Each user-agent has it’s own identifier, but common ones include:
User-agent: Googlebot | Specify Google’s search user agent |
User-agent: AhrefsBot | Specify Ahref’s crawler |
User-agent: Bingbot | Specify Bing’s search user agent |
User-agent: DuckDuckBot | Specify DuckDuckGo’s search user agent |
User-agent: YandexBot | Specify Yandex’s search user agent |
Google uses multiple user-agents for various services and has published a full list.
Disallow & allow
Disallow is the directive used to prevent User-agents from crawling specific parts of the site. Allow, by contrast, can be used to allow User-agents to crawl specific URIs even if you’re blocking the folder path through Disallow.
Disallow
Disallow’s syntax follows the same naming pattern as User-agent: (attribute). However, a common mistake made in robots.txt files (especially on stanging websites) is that no attribute is specified:
User-agent: * Disallow:
Without a value, this won’t exclude anything, so for a site-wide block you would put:
Disallow: /
Or alternatively, if you wanted to block crawling of specific parts for the website, you would put something along the lines of:
User-agent: * Disallow: /wp-admin/ Disallow: /checkout/ Disallow: /cart/ Disallow: /user-account/
Comments in robots.txt
Robots.txt files are living documents and multiple webmasters (especially on enterprise platforms with multiple teams working on different sections), so being able to add comments to them can be very useful. To add in a comment line, start it with a # symbol.
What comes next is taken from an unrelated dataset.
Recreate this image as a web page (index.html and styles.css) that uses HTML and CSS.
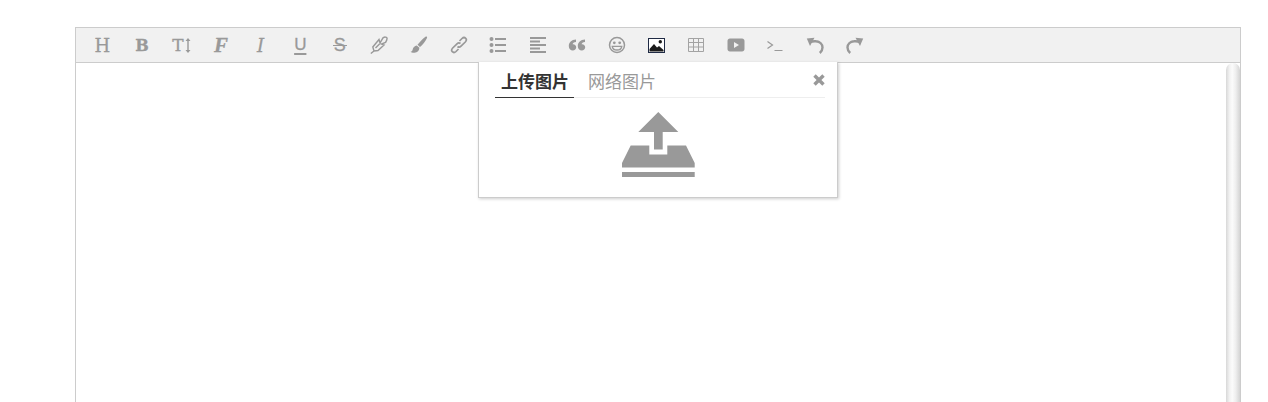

A good example of this in practice is Google’s own robots.txt file that contains the entry:
# Certain social media sites are whitelisted to allow crawlers to access page markup when links to google.com/imgres* are shared. To learn more, please contact [email protected]. User-agent: Twitterbot Allow: /imgres
This is also a good use of Allow as a directive in the wild, as also in the robots.txt file is a directive instructing all user-agents to not crawl the file path of /imgres, but special exceptions have been made for Twitter bot.
Advanced pattern matching
As well as being able to block whole folders and exact URI paths, the robots.txt file can also be used with pattern matching for more complex needs through the wildcard function, this being the * symbol.
This can be used in a number of ways for user-agents:
# Prevent all bots crawling the images subfolder User-agent: * Disallow: /images/
And
# Prevent all bots from crawling blog category pagination User-agent: * Disallow: /blog/*/page/
This means that URI paths such as /blog/category-name/page/3 will be blocked from crawling, without having to specify each category and each pagination.
Wildcard examples
Blocking file types
User-agent: * Disallow: *.js$ Disallow: *.css$ Disallow: *.json$
When blocking file types, it’s important to not blog your CSS or JS files, as this will cause issues for Google when rendering your page.
Blocking all parameter URLs
User-agent: * Disallow: /*?
This can be useful, especially if your eCommerce website has a lot of faceted navigation and implementing nofollow on the filters isn’t immediately possible (although I’d do this on most Salesforce CC sites as standard to curb any potential index bloat).
Blocking specific parameters
User-agent: * Disallow: /*prefn* Disallow: /*prefv* Disallow: /*pmin* Disallow: /*pmax*
By the same token, you might not want to block all parameters, so if you know the parameter ID you can block them by wrapping them in *wildcards*.
Blocking search results pages
User-agent: * Disallow: /search?q=*
This can be useful depending on your platform/internal search function, but ill-advised if you’re using the internal search function to create landing pages.
Crawl-delay Functionality
Crawl-delay is still featured in a number of robots.txt files and is default on platforms such as Shopify. However, as it’s not an official directive, different search engines (and user-agents) handle it differently.
User-agent: * Crawl-delay: 10
Google ignores it, as does Baidu. Bing, however, treats it as a time window in which it can crawl the site once, i.e. once every X seconds, and Yandex respects it.
If crawl-delay is necessary, due to excessive Bing and Yandex bot activity, you need to consider how a long crawl-delay could affect the website, as it can limit how much of your website is crawled (and we know websites aren’t crawled in their entirety in a single bound).
By proxy, this can have an adverse effect on new content discovery and organic search performance.
Validations & Misconceptions
There are a number of misconceptions around the robots.txt file, and from experience, these tend to be around what is and isn’t “valid” for the job at hand.
Example 1
Disallow: /widgets*
This is seen as the equivalent to /widgets, and the trailing wildcard is ignored.
So, this matches and would disallow:
- /widgets
- /widgets.html
- /widgets/blue/
- /widgets/blue.html
- /widgets-and-thingamabobs
- /widgets-and-thingamabobs/green
- /widgets.php
- /widgets.php?filter=big-ones
And by contrast, does not match:
- /Widgets
- /Widgets.php
- /what-is-a-widget
- /products?filter=widgets
So, already there could be potential problems, did you mean to disallow the /widgets-and-thingamabobs subfolder as well? To disallow just the widgets subfolder, and subsequent folders, you should use:
Disallow: /widgets/
Or if you want to block that specific subfolder, but allow URIs such as /widgets/purple/ to be crawled, use the $ modifier:
Disallow: /widgets/$
As the $ specifies the directive to end the URI there.
Example 2
Disallow: *.jpg
This will prevent the crawling of:
- /image.jpg
- /wp-content/uploads/image.jpg
But will not match:
- /image.JPG
Of course, you can use Google’s robots.txt Tester to validate your implementations, but as is the case of example 1, you need to consider the website as a whole and if you may inadvertently block other URIs outside of the intended.